Things get more interesting for policy when Wilson turns to what he calls the “problem of goodness”. Literature on the evolution of cooperation — such as the 2011 A Cooperative Species by Samuel Bowles and Herbert Gintis — gives us plausible scientific reasons for goodness triumphing over evil, or selflessness over selfishness. Multilevel selection is important here. Wilson’s favourite example is an experiment showing how to increase caged hens’ egg production. You select not for the most fertile hens in each generation (co-housed, they will peck each other to death), but for the multi-hen cages with the highest productivity (where more positive social interactions predominate).

Humans don’t live in cages, but group living is a fundamental adaptation of our species. In a wink of geological time, humanity moved from small pre-Neolithic tribal groups to large nation-states, with transnational religious identities and (albeit weak) global governance institutions. All this reasonably suggests a role for multilevel selection. We know that social groups work effectively when they have clearly delineated membership, are relatively egalitarian and police themselves. Wilson recounts the huge success of a “school within a school” programme with these features for students in Binghamton, New York, who were at risk of dropping out of high school. He also discusses the effectiveness of local “block clubs” in run-down parts of Buffalo, New York, and other often well-controlled studies demonstrating the success of groups that follow these design principles in producing socially preferable outcomes.

Graffiti removal at The Five Pointz building in New York City.
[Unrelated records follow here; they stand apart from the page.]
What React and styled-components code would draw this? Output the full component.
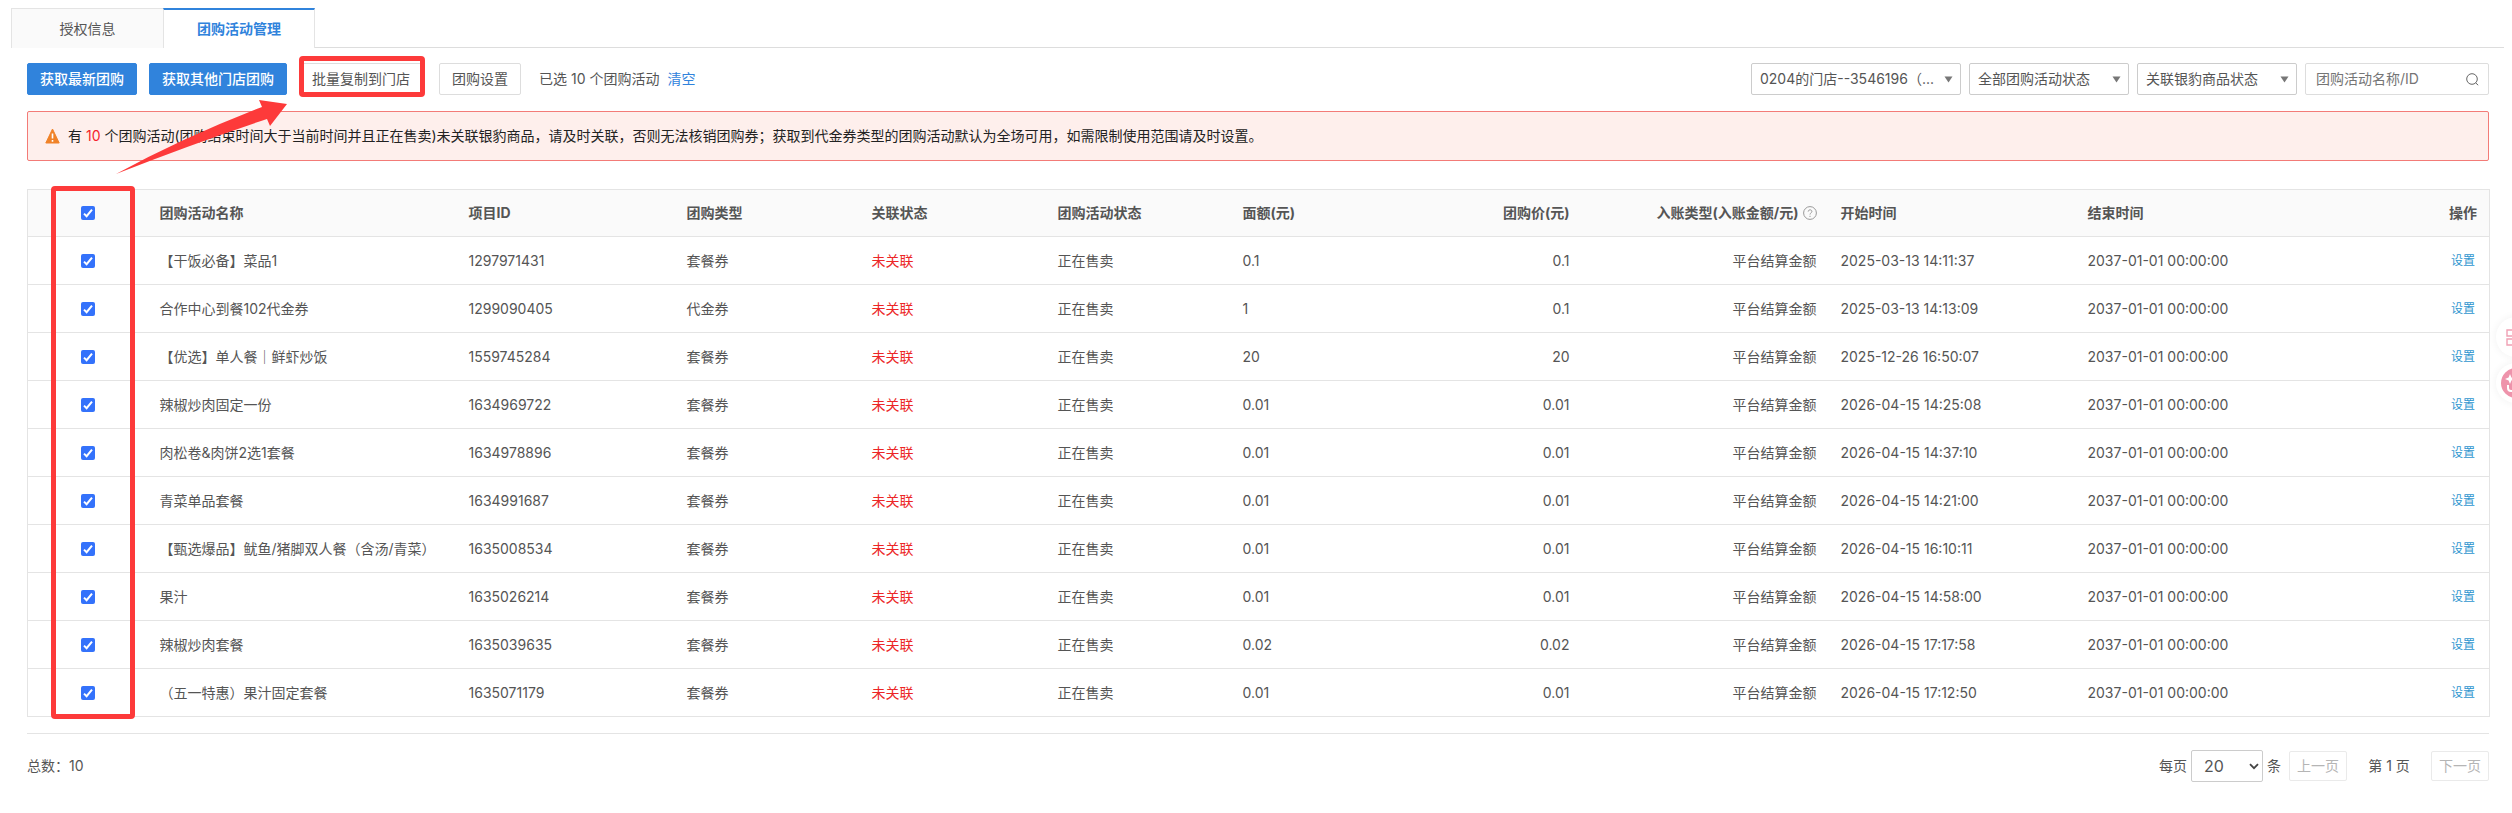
import React, { useState } from 'react'
import styled, { createGlobalStyle } from 'styled-components'

const GlobalStyle = createGlobalStyle`
  * {
    box-sizing: border-box;
  }
  body {
    margin: 0;
    background: #fff;
    color: #555;
    font-family: Inter, 'Noto Sans CJK SC', sans-serif;
    font-size: 14px;
    line-height: 20px;
    overflow-x: hidden;
  }
  button, input, select {
    font: inherit;
    color: inherit;
    margin: 0;
  }
  a {
    text-decoration: none;
  }
`

const Page = styled.div`
  position: relative;
  padding: 8px 8px 30px 11px;
`

const TabBar = styled.nav`
  display: flex;
  height: 40px;

  &:after {
    content: '';
    flex: 1;
    border-bottom: 1px solid #ddd;
  }
`

const Tab = styled.button`
  width: 152px;
  padding: 0;
  border: 1px solid #e4e4e4;
  border-width: ${p => (p.$active ? '2px 1px 0 1px' : '1px 0 0 1px')};
  border-top-color: ${p => (p.$active ? '#3083dc' : '#e4e4e4')};
  background: ${p => (p.$active ? '#fff' : '#fafafa')};
  color: ${p => (p.$active ? '#3083dc' : '#555')};
  font-weight: ${p => (p.$active ? 700 : 400)};
`

const Content = styled.main`
  padding: 15px 15px 0 16px;
`

const Toolbar = styled.div`
  display: flex;
  justify-content: space-between;
  align-items: center;
`

const Group = styled.div`
  display: flex;
  align-items: center;
  gap: ${p => p.$gap}px;
`

const Button = styled.button`
  height: 32px;
  padding: 0 12px;
  border: 1px solid ${p => (p.$primary ? '#3083dc' : '#ddd')};
  border-radius: 2px;
  background: ${p => (p.$primary ? '#3083dc' : '#fff')};
  color: ${p => (p.$primary ? '#fff' : '#555')};
  font-weight: ${p => (p.$primary ? 500 : 400)};
  white-space: nowrap;
`

const Selected = styled.span`
  margin-left: 2px;

  a {
    margin-left: 8px;
    color: #3083dc;
  }
`

const SelectBox = styled.label`
  position: relative;
  width: ${p => p.$width}px;

  select {
    width: 100%;
    height: 32px;
    padding: 0 24px 0 8px;
    border: 1px solid #ccc;
    border-radius: 2px;
    background: #fff;
    appearance: none;
    text-overflow: ellipsis;
  }
  svg {
    position: absolute;
    right: 8px;
    top: 13px;
    pointer-events: none;
  }
`

const Search = styled.label`
  display: flex;
  align-items: center;
  width: 184px;
  height: 32px;
  padding: 0 9px 0 10px;
  border: 1px solid #ddd;
  border-radius: 2px;

  input {
    flex: 1;
    min-width: 0;
    padding: 0;
    border: 0;
    outline: 0;
  }
  input::placeholder {
    color: #757575;
  }
`

const Alert = styled.div`
  display: flex;
  align-items: center;
  gap: 8px;
  height: 50px;
  margin: 16px 0 28px;
  padding: 0 17px;
  border: 1px solid #f37b77;
  border-radius: 2px;
  background: #feefec;
  color: #222;

  b {
    color: #f5222d;
    font-weight: 400;
  }
`

const Table = styled.table`
  width: 100%;
  table-layout: fixed;
  border-collapse: collapse;
  border: 1px solid #e4e4e4;

  tr {
    height: 48px;
    border-bottom: 1px solid #e4e4e4;
  }
  thead tr {
    height: 47px;
    background: #fafafa;
  }
`

const Cell = styled.td`
  padding: 0 12px;
  text-align: ${p => p.$align || 'left'};
  color: ${p => p.$color || 'inherit'};
  font-weight: ${p => (p.as === 'th' ? 700 : 400)};
  white-space: nowrap;

  a {
    padding: 0 2px;
    color: #2f96cf;
    font-size: 12px;
  }
  svg {
    margin-left: 4px;
    vertical-align: -2px;
  }
`

const Check = styled.input`
  display: block;
  appearance: none;
  width: 14px;
  height: 14px;
  margin: 0 0 0 41px;
  border: 1px solid #767676;
  border-radius: 2px;

  &:checked {
    border: 0;
    background: #3472fb url("data:image/svg+xml,%3Csvg xmlns='http://www.w3.org/2000/svg' viewBox='0 0 14 14'%3E%3Cpath d='M3 7.6l2.6 2.6L11 3.6' fill='none' stroke='white' stroke-width='2'/%3E%3C/svg%3E");
  }
`

const Footer = styled.footer`
  display: flex;
  justify-content: space-between;
  align-items: center;
  margin-top: 16px;
  padding-top: 16px;
  border-top: 1px solid #e4e4e4;
`

const PageSize = styled.label`
  position: relative;
  display: flex;
  align-items: center;
  gap: 4px;

  select {
    width: 72px;
    height: 32px;
    padding: 0 12px;
    border: 1px solid #ccc;
    border-radius: 2px;
    background: #fff;
    appearance: none;
    font-size: 16px;
  }
  svg {
    position: absolute;
    right: 22px;
    top: 13px;
    pointer-events: none;
  }
`

const PageButton = styled.button`
  width: 58px;
  height: 30px;
  padding: 0;
  border: 1px solid #eaeaea;
  border-radius: 2px;
  background: #fff;
  color: #b5b5b5;
`

const PageNumber = styled.span`
  min-width: 84px;
  text-align: center;
`

// red frames and arrow drawn over the page
const Frame = styled.div`
  position: absolute;
  left: ${p => p.$left}px;
  top: ${p => p.$top}px;
  width: ${p => p.$width}px;
  height: ${p => p.$height}px;
  border: 5px solid #fd3a3a;
  border-radius: 4px;
  pointer-events: none;
`

const Arrow = styled.svg`
  position: absolute;
  left: 116px;
  top: 99px;
  pointer-events: none;
`

const Float = styled.button`
  position: absolute;
  right: -24px;
  top: ${p => p.$top}px;
  width: 40px;
  height: 40px;
  padding: 0;
  border: 0;
  border-radius: 50%;
  background: #fff;
  box-shadow: 0 0 8px rgba(0, 0, 0, 0.06);

  svg {
    display: block;
  }
`

const FloatLayer = styled.aside`
  position: absolute;
  inset: 0;
  overflow: hidden;
  pointer-events: none;
`

const Caret = () => (
  <svg width="9" height="7" viewBox="0 0 9 7">
    <path d="M0.5 0.5h8L4.5 6.5z" fill="#777" />
  </svg>
)

const SearchIcon = () => (
  <svg width="13" height="13" viewBox="0 0 13 13" fill="none" stroke="#666">
    <circle cx="6" cy="6" r="5.3" />
    <path d="M9.6 9.8l2.6 2.4" />
  </svg>
)

const WarnIcon = () => (
  <svg width="15" height="16" viewBox="0 0 15 16">
    <path d="M7.5 1L14.2 15H0.8z" fill="#f08228" stroke="#f08228" strokeLinejoin="round" />
    <path d="M7.5 5.5v5M7.5 12v1.8" stroke="#fff" strokeWidth="1.6" />
  </svg>
)

const HelpIcon = () => (
  <svg width="14" height="14" viewBox="0 0 14 14" fill="none" stroke="#999">
    <circle cx="7" cy="7" r="6.4" />
    <path d="M5.2 5.6c0-2.4 3.7-2.3 3.7-.1 0 1.4-1.9 1.4-1.9 3M7 9.8v1.2" />
  </svg>
)

const Select = ({ width, label, children }) => (
  <SelectBox $width={width}>
    <select aria-label={label}>
      <option>{children}</option>
    </select>
    <Caret />
  </SelectBox>
)

const widths = [120, 309, 218, 185, 186, 185, 185, 166, 247, 247, 247, 167]

const rows = [
  ['【干饭必备】菜品1', '1297971431', '套餐券', '0.1', '2025-03-13 14:11:37'],
  ['合作中心到餐102代金券', '1299090405', '代金券', '1', '2025-03-13 14:13:09', '0.1'],
  ['【优选】单人餐｜鲜虾炒饭', '1559745284', '套餐券', '20', '2025-12-26 16:50:07'],
  ['辣椒炒肉固定一份', '1634969722', '套餐券', '0.01', '2026-04-15 14:25:08'],
  ['肉松卷&肉饼2选1套餐', '1634978896', '套餐券', '0.01', '2026-04-15 14:37:10'],
  ['青菜单品套餐', '1634991687', '套餐券', '0.01', '2026-04-15 14:21:00'],
  ['【甄选爆品】鱿鱼/猪脚双人餐（含汤/青菜）', '1635008534', '套餐券', '0.01', '2026-04-15 16:10:11'],
  ['果汁', '1635026214', '套餐券', '0.01', '2026-04-15 14:58:00'],
  ['辣椒炒肉套餐', '1635039635', '套餐券', '0.02', '2026-04-15 17:17:58'],
  ['（五一特惠）果汁固定套餐', '1635071179', '套餐券', '0.01', '2026-04-15 17:12:50']
]

const App = () => {
  const [checked, setChecked] = useState(rows.map(() => true))
  const all = checked.every(Boolean)

  return (
    <Page>
      <GlobalStyle />
      <TabBar>
        <Tab>授权信息</Tab>
        <Tab $active>团购活动管理</Tab>
      </TabBar>

      <Content>
        <Toolbar>
          <Group $gap={16}>
            <Group $gap={12}>
              <Button $primary>获取最新团购</Button>
              <Button $primary>获取其他门店团购</Button>
              <Button>批量复制到门店</Button>
            </Group>
            <Button>团购设置</Button>
            <Selected>
              已选 {checked.filter(Boolean).length} 个团购活动
              <a href="#clear" onClick={() => setChecked(rows.map(() => false))}>清空</a>
            </Selected>
          </Group>
          <Group $gap={8}>
            <Select width={210} label="门店">0204的门店--3546196（...</Select>
            <Select width={160} label="团购活动状态">全部团购活动状态</Select>
            <Select width={160} label="商品状态">关联银豹商品状态</Select>
            <Search>
              <input type="text" aria-label="团购活动名称/ID" placeholder="团购活动名称/ID" />
              <SearchIcon />
            </Search>
          </Group>
        </Toolbar>

        <Alert>
          <WarnIcon />
          <span>
            有 <b>10</b> 个团购活动(团购结束时间大于当前时间并且正在售卖)未关联银豹商品，请及时关联，否则无法核销团购券；获取到代金券类型的团购活动默认为全场可用，如需限制使用范围请及时设置。
          </span>
        </Alert>

        <Table>
          <colgroup>
            {widths.map((w, i) => <col key={i} width={w} />)}
          </colgroup>
          <thead>
            <tr>
              <Cell as="th">
                <Check
                  type="checkbox"
                  aria-label="全选"
                  checked={all}
                  onChange={() => setChecked(rows.map(() => !all))}
                />
              </Cell>
              <Cell as="th">团购活动名称</Cell>
              <Cell as="th">项目ID</Cell>
              <Cell as="th">团购类型</Cell>
              <Cell as="th">关联状态</Cell>
              <Cell as="th">团购活动状态</Cell>
              <Cell as="th">面额(元)</Cell>
              <Cell as="th" $align="right">团购价(元)</Cell>
              <Cell as="th" $align="right">入账类型(入账金额/元)<HelpIcon /></Cell>
              <Cell as="th">开始时间</Cell>
              <Cell as="th">结束时间</Cell>
              <Cell as="th" $align="right">操作</Cell>
            </tr>
          </thead>
          <tbody>
            {rows.map(([name, id, type, value, start, price], i) => (
              <tr key={id}>
                <Cell>
                  <Check
                    type="checkbox"
                    aria-label={name}
                    checked={checked[i]}
                    onChange={() => setChecked(checked.map((c, n) => (n === i ? !c : c)))}
                  />
                </Cell>
                <Cell>{name}</Cell>
                <Cell>{id}</Cell>
                <Cell>{type}</Cell>
                <Cell $color="#ec2626">未关联</Cell>
                <Cell>正在售卖</Cell>
                <Cell>{value}</Cell>
                <Cell $align="right">{price || value}</Cell>
                <Cell $align="right">平台结算金额</Cell>
                <Cell>{start}</Cell>
                <Cell>2037-01-01 00:00:00</Cell>
                <Cell $align="right"><a href="#set">设置</a></Cell>
              </tr>
            ))}
          </tbody>
        </Table>

        <Footer>
          <span>总数：{rows.length}</span>
          <Group $gap={8}>
            <PageSize>
              每页
              <select>
                <option>20</option>
              </select>
              <svg width="10" height="7" viewBox="0 0 10 7">
                <path d="M1 1.2l4 4 4-4" fill="none" stroke="#444" strokeWidth="1.8" />
              </svg>
              条
            </PageSize>
            <Group $gap={0}>
              <PageButton disabled>上一页</PageButton>
              <PageNumber>第 1 页</PageNumber>
              <PageButton disabled>下一页</PageButton>
            </Group>
          </Group>
        </Footer>
      </Content>

      <Frame $left={299} $top={56} $width={126} $height={41} />
      <Frame $left={51} $top={186} $width={84} $height={533} />
      <Arrow width="172" height="76" viewBox="0 0 172 76">
        <path d="M0 75Q68 38 146 8L143 1L171 5L154 27L151 20Q76 45 0 75Z" fill="#fd3a3a" />
      </Arrow>

      <FloatLayer>
        <Float $top={317} aria-label="应用">
          <svg width="40" height="40" viewBox="0 0 40 40" fill="none" stroke="#f0a0b4" strokeWidth="1.4">
            <path d="M11 13h7v6h-7zM11 22h7v6h-7zM22 13h7v6h-7zM22 22h7v6h-7z" />
          </svg>
        </Float>
        <Float $top={363} aria-label="助手">
          <svg width="40" height="40" viewBox="0 0 40 40">
            <circle cx="20" cy="20" r="15" fill="#ee93ab" />
            <path d="M14 11l1.400 3.600L19 16l-3.600 1.400L14 21l-1.400-3.600L9 16l3.600-1.400z" fill="#fff" />
            <path d="M12 22v3q0 3 3 3h10" fill="none" stroke="#fff" strokeWidth="2" />
          </svg>
        </Float>
      </FloatLayer>
    </Page>
  )
}

export default App
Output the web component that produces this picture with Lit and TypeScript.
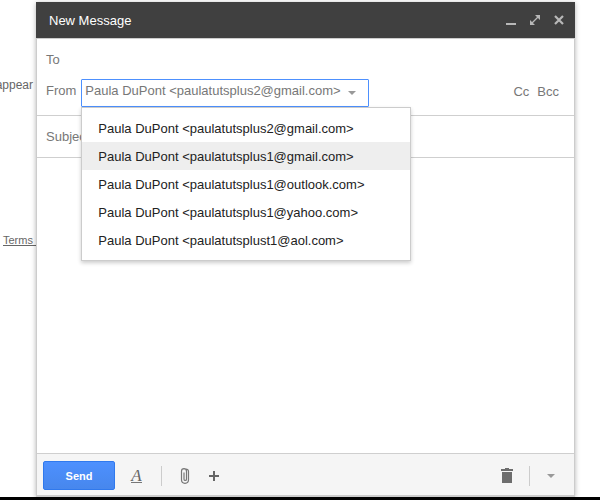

Reforming neighbourhoods, for example by clearing up graffiti, can influence individuals’ behaviour.Credit: Richard Levine/Alamy

Such group-level traits are likely to be particularly important in humans, for whom traditions, norms and institutions are transmitted across generations through cultural evolution. Because adaptations occur mainly at the level at which selection is most potent, policy interventions should be designed at that level. For humans, this indicates a need to reform the structure of communities, neighbourhoods and workplaces, rather than working on individuals. For example, Japanese carmaker Toyota’s enormous success is often attributed to the design of its production line. Toyota’s production responds to failures in the same way that an organism responds to pain or a social insect colony to threat, by encouraging real-time reporting of problems on the factory floor and ensuring no punitive action against the employees involved.

Single-minded view

There are unsettling aspects to the book. First, if theory determines how we see the world, what might Wilson’s prized evolutionary lens be hiding from our view? What dangers are inherent in a single-minded adherence to a particular theoretical stance? And why is there no integration with other innovative ideas, such as ‘behavioural nudges’ or ‘luxury taxes’? Second, he does not deploy the full toolkit of cultural evolutionary theory. We know, for example, that processes such as imitation, time preferences and drift can spread good and bad practices, mediate the inherent attractiveness of cultural variants, and bias transmission and innovation. Third, if cultural evolution works as Wilson claims, and group-level adaptations are so effective, why are we so poor at reaching solutions that benefit the common good? Selfish motivations are very hard to expunge.

Wilson recognizes the constant tension between different levels of selection. But to the extent that he views human groups as superorganisms, his strictly scientific logic is in places smothered by his faith in multilevel selection. Evidence that multilevel selection operates as the invisible hand causing local actions to benefit the common good is still mixed.

This View of Life should, nevertheless, be on everyone’s bedside table — company heads and policymakers included. I’ll be leaving a copy in the rented cottage outside Bristol where I am staying, confident that it will change future guests’ own view of life.